*Source data*
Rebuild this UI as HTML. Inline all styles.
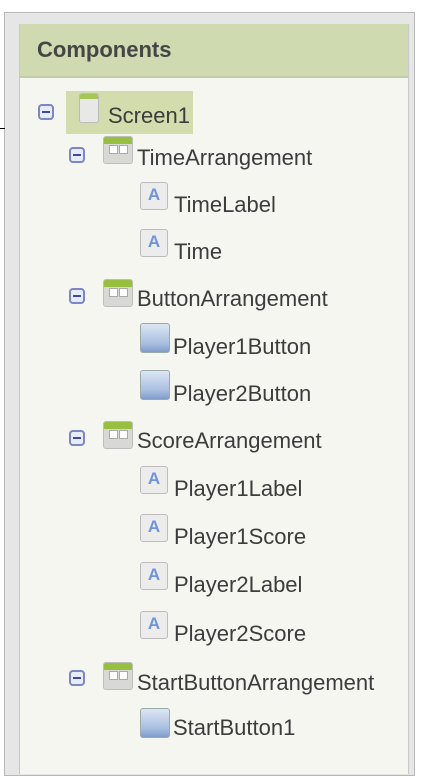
<!DOCTYPE html>
<html><head><style>
body{margin:0;width:426px;height:782px;background:#fff;position:relative;overflow:hidden;font-family:"Liberation Sans",sans-serif;}
.frame{position:absolute;left:4px;top:12px;width:409px;height:762px;background:#e6e6e6;border:1px solid #b8b8b8;}
.panel{position:absolute;left:19px;top:24px;width:388px;height:750px;background:#f6f6f1;border-left:1px solid #c8c8c8;border-right:1px solid #c8c8c8;}
.hdr{position:absolute;left:0;top:0;width:388px;height:52px;background:#cfdab0;border-bottom:2px solid #c4cba8;}
.hdr span{position:absolute;left:17px;top:13px;font-weight:bold;font-size:22px;color:#454545;}
.row{position:absolute;font-size:22px;color:#3c3c3c;white-space:nowrap;}
.minus{position:absolute;width:12px;height:12px;border:2px solid #7a86c6;border-radius:4px;background:#e8ebf8;}
.minus:after{content:"";position:absolute;left:2px;top:5px;width:8px;height:2px;background:#3a48b0;}
.arr{position:absolute;width:28px;height:26px;border:1px solid #bdbdbd;border-radius:3px;background:#d8d8d4;overflow:hidden;}
.arr:before{content:"";position:absolute;left:0;top:0;width:28px;height:7px;background:#97c040;}
.arr i{position:absolute;top:8px;width:7px;height:7px;background:#fff;border:1px solid #aaa;}
.btn{position:absolute;width:28px;height:28px;border:1px solid #9aa;border-radius:3px;background:linear-gradient(#dce6f4,#a8bedf 70%,#7f9ccc);}
.lbl{position:absolute;width:26px;height:26px;border:1px solid #bcbcbc;border-radius:3px;background:#ececec;color:#6f95d8;font-weight:bold;font-size:17px;text-align:center;line-height:24px;}
.scr{position:absolute;width:18px;height:28px;border:1px solid #bbb;border-radius:3px;background:#e8e8e6;overflow:hidden;}
.scr:before{content:"";position:absolute;left:0;top:0;width:18px;height:5px;background:#a5c75a;}
</style></head><body>
<div class="frame"></div>
<div style="position:absolute;left:0;top:128px;width:5px;height:1px;background:#000"></div>
<div class="panel">
<div class="hdr"><span>Components</span></div>
</div>
<div style="position:absolute;left:66px;top:91px;width:127px;height:43px;background:#d3dcad"></div>
<div class="minus" style="left:38px;top:104px"></div>
<div class="scr" style="left:79px;top:93px"></div>
<div class="row" style="left:108px;top:103px">Screen1</div>

<div class="minus" style="left:69px;top:147px"></div>
<div class="arr" style="left:103px;top:136px"><i style="left:5px"></i><i style="left:15px"></i></div>
<div class="row" style="left:137px;top:145px">TimeArrangement</div>
<div class="lbl" style="left:140px;top:182px">A</div><div class="row" style="left:174px;top:192px">TimeLabel</div>
<div class="lbl" style="left:140px;top:229px">A</div><div class="row" style="left:174px;top:239px">Time</div>

<div class="minus" style="left:69px;top:288px"></div>
<div class="arr" style="left:103px;top:279px"><i style="left:5px"></i><i style="left:15px"></i></div>
<div class="row" style="left:137px;top:286px">ButtonArrangement</div>
<div class="btn" style="left:140px;top:323px"></div><div class="row" style="left:173px;top:334px">Player1Button</div>
<div class="btn" style="left:140px;top:370px"></div><div class="row" style="left:173px;top:381px">Player2Button</div>

<div class="minus" style="left:69px;top:430px"></div>
<div class="arr" style="left:103px;top:421px"><i style="left:5px"></i><i style="left:15px"></i></div>
<div class="row" style="left:137px;top:428px">ScoreArrangement</div>
<div class="lbl" style="left:140px;top:466px">A</div><div class="row" style="left:174px;top:476px">Player1Label</div>
<div class="lbl" style="left:140px;top:514px">A</div><div class="row" style="left:174px;top:524px">Player1Score</div>
<div class="lbl" style="left:140px;top:562px">A</div><div class="row" style="left:174px;top:572px">Player2Label</div>
<div class="lbl" style="left:140px;top:611px">A</div><div class="row" style="left:174px;top:621px">Player2Score</div>

<div class="minus" style="left:69px;top:670px"></div>
<div class="arr" style="left:103px;top:662px"><i style="left:5px"></i><i style="left:15px"></i></div>
<div class="row" style="left:137px;top:670px">StartButtonArrangement</div>
<div class="btn" style="left:140px;top:708px"></div><div class="row" style="left:173px;top:715px">StartButton1</div>
</body></html>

*Set problem*
Give every line back word for word and leave the pictures out.

*Result*
Rebuild this UI as HTML. Inline all styles.
<!DOCTYPE html>
<html><head><style>
body{margin:0;width:426px;height:782px;background:#fff;position:relative;overflow:hidden;font-family:"Liberation Sans",sans-serif;}
.frame{position:absolute;left:4px;top:12px;width:409px;height:762px;background:#e6e6e6;border:1px solid #b8b8b8;}
.panel{position:absolute;left:19px;top:24px;width:388px;height:750px;background:#f6f6f1;border-left:1px solid #c8c8c8;border-right:1px solid #c8c8c8;}
.hdr{position:absolute;left:0;top:0;width:388px;height:52px;background:#cfdab0;border-bottom:2px solid #c4cba8;}
.hdr span{position:absolute;left:17px;top:13px;font-weight:bold;font-size:22px;color:#454545;}
.row{position:absolute;font-size:22px;color:#3c3c3c;white-space:nowrap;}
.minus{position:absolute;width:12px;height:12px;border:2px solid #7a86c6;border-radius:4px;background:#e8ebf8;}
.minus:after{content:"";position:absolute;left:2px;top:5px;width:8px;height:2px;background:#3a48b0;}
.arr{position:absolute;width:28px;height:26px;border:1px solid #bdbdbd;border-radius:3px;background:#d8d8d4;overflow:hidden;}
.arr:before{content:"";position:absolute;left:0;top:0;width:28px;height:7px;background:#97c040;}
.arr i{position:absolute;top:8px;width:7px;height:7px;background:#fff;border:1px solid #aaa;}
.btn{position:absolute;width:28px;height:28px;border:1px solid #9aa;border-radius:3px;background:linear-gradient(#dce6f4,#a8bedf 70%,#7f9ccc);}
.lbl{position:absolute;width:26px;height:26px;border:1px solid #bcbcbc;border-radius:3px;background:#ececec;color:#6f95d8;font-weight:bold;font-size:17px;text-align:center;line-height:24px;}
.scr{position:absolute;width:18px;height:28px;border:1px solid #bbb;border-radius:3px;background:#e8e8e6;overflow:hidden;}
.scr:before{content:"";position:absolute;left:0;top:0;width:18px;height:5px;background:#a5c75a;}
</style></head><body>
<div class="frame"></div>
<div style="position:absolute;left:0;top:128px;width:5px;height:1px;background:#000"></div>
<div class="panel">
<div class="hdr"><span>Components</span></div>
</div>
<div style="position:absolute;left:66px;top:91px;width:127px;height:43px;background:#d3dcad"></div>
<div class="minus" style="left:38px;top:104px"></div>
<div class="scr" style="left:79px;top:93px"></div>
<div class="row" style="left:108px;top:103px">Screen1</div>

<div class="minus" style="left:69px;top:147px"></div>
<div class="arr" style="left:103px;top:136px"><i style="left:5px"></i><i style="left:15px"></i></div>
<div class="row" style="left:137px;top:145px">TimeArrangement</div>
<div class="lbl" style="left:140px;top:182px">A</div><div class="row" style="left:174px;top:192px">TimeLabel</div>
<div class="lbl" style="left:140px;top:229px">A</div><div class="row" style="left:174px;top:239px">Time</div>

<div class="minus" style="left:69px;top:288px"></div>
<div class="arr" style="left:103px;top:279px"><i style="left:5px"></i><i style="left:15px"></i></div>
<div class="row" style="left:137px;top:286px">ButtonArrangement</div>
<div class="btn" style="left:140px;top:323px"></div><div class="row" style="left:173px;top:334px">Player1Button</div>
<div class="btn" style="left:140px;top:370px"></div><div class="row" style="left:173px;top:381px">Player2Button</div>

<div class="minus" style="left:69px;top:430px"></div>
<div class="arr" style="left:103px;top:421px"><i style="left:5px"></i><i style="left:15px"></i></div>
<div class="row" style="left:137px;top:428px">ScoreArrangement</div>
<div class="lbl" style="left:140px;top:466px">A</div><div class="row" style="left:174px;top:476px">Player1Label</div>
<div class="lbl" style="left:140px;top:514px">A</div><div class="row" style="left:174px;top:524px">Player1Score</div>
<div class="lbl" style="left:140px;top:562px">A</div><div class="row" style="left:174px;top:572px">Player2Label</div>
<div class="lbl" style="left:140px;top:611px">A</div><div class="row" style="left:174px;top:621px">Player2Score</div>

<div class="minus" style="left:69px;top:670px"></div>
<div class="arr" style="left:103px;top:662px"><i style="left:5px"></i><i style="left:15px"></i></div>
<div class="row" style="left:137px;top:670px">StartButtonArrangement</div>
<div class="btn" style="left:140px;top:708px"></div><div class="row" style="left:173px;top:715px">StartButton1</div>
</body></html>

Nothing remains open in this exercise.